The pound gained against both euro and US dollar after the announcement, as the Prime Minister said that she would engage all parties in the House of Commons before returning to Brussels for further negotiations. The defeat could also heighten the possibility of a second EU referendum.

Political developments continued on Wednesday as the government survived a vote of no confidence. This result was widely expected, and the pound saw little change throughout proceedings.

On Thursday morning, sterling broke one-month highs against the euro at which point a telephone conversion of £10,000 via our Currency Service would have purchased €11,171. Sterling extended gains throughout the latter half of the week

UK inflation drops in December, retail sales also decline

Inflation figures for December released on Wednesday showed that inflation fell to 2.1% in December. This is a contrast to November’s figures, where it stood at 2.3%. While inflation had been expected to fall, this occurred sooner than expected and marks the lowest level since January 2017.

December’s drop was largely spurred by falling fuel prices which followed a decline in oil prices.
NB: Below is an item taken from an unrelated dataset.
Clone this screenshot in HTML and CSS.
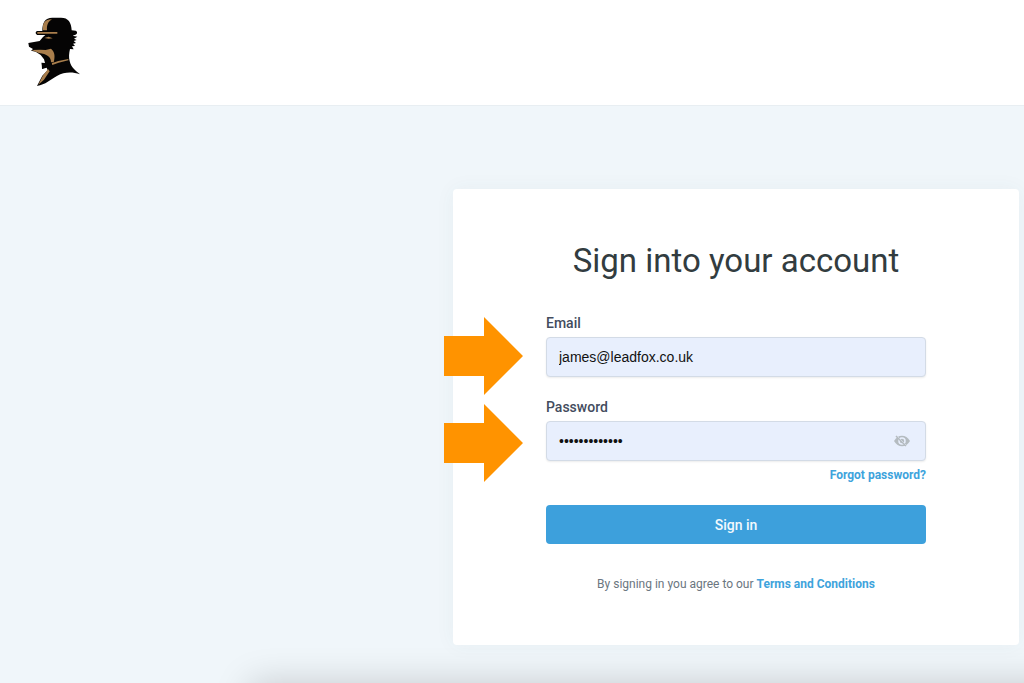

The Bank of England’s inflation target currently stands at 2.0%.

Despite the drop, sterling was little changed by the release as ongoing political developments continued to drive market flows.

UK retail sales figures for December showed a decline of 0.9% from November, supporting the idea that the British economy weakened slightly towards the tail end of 2018. However a large portion of the decline can be attributed to November’s Black Friday event which may have encouraged consumers to carry out Christmas shopping earlier than usual.

German GDP shows slowest growth in five years, euro zone inflation falls

Tuesday saw the release of gross domestic product figures for Germany, which saw disappointing growth in 2018. The largest country in the euro bloc saw growth of 1.5% in 2018 – a marked decline from 2.2% in the year before.

While this marks the ninth year of consecutive growth, the slowdown hints at potential problems in future. Reasons for the decline include a weaker global economy and struggling German exports.

Euro zone inflation also declined in December, largely as a result of energy prices, falling to 1.6% from 1.9% in November.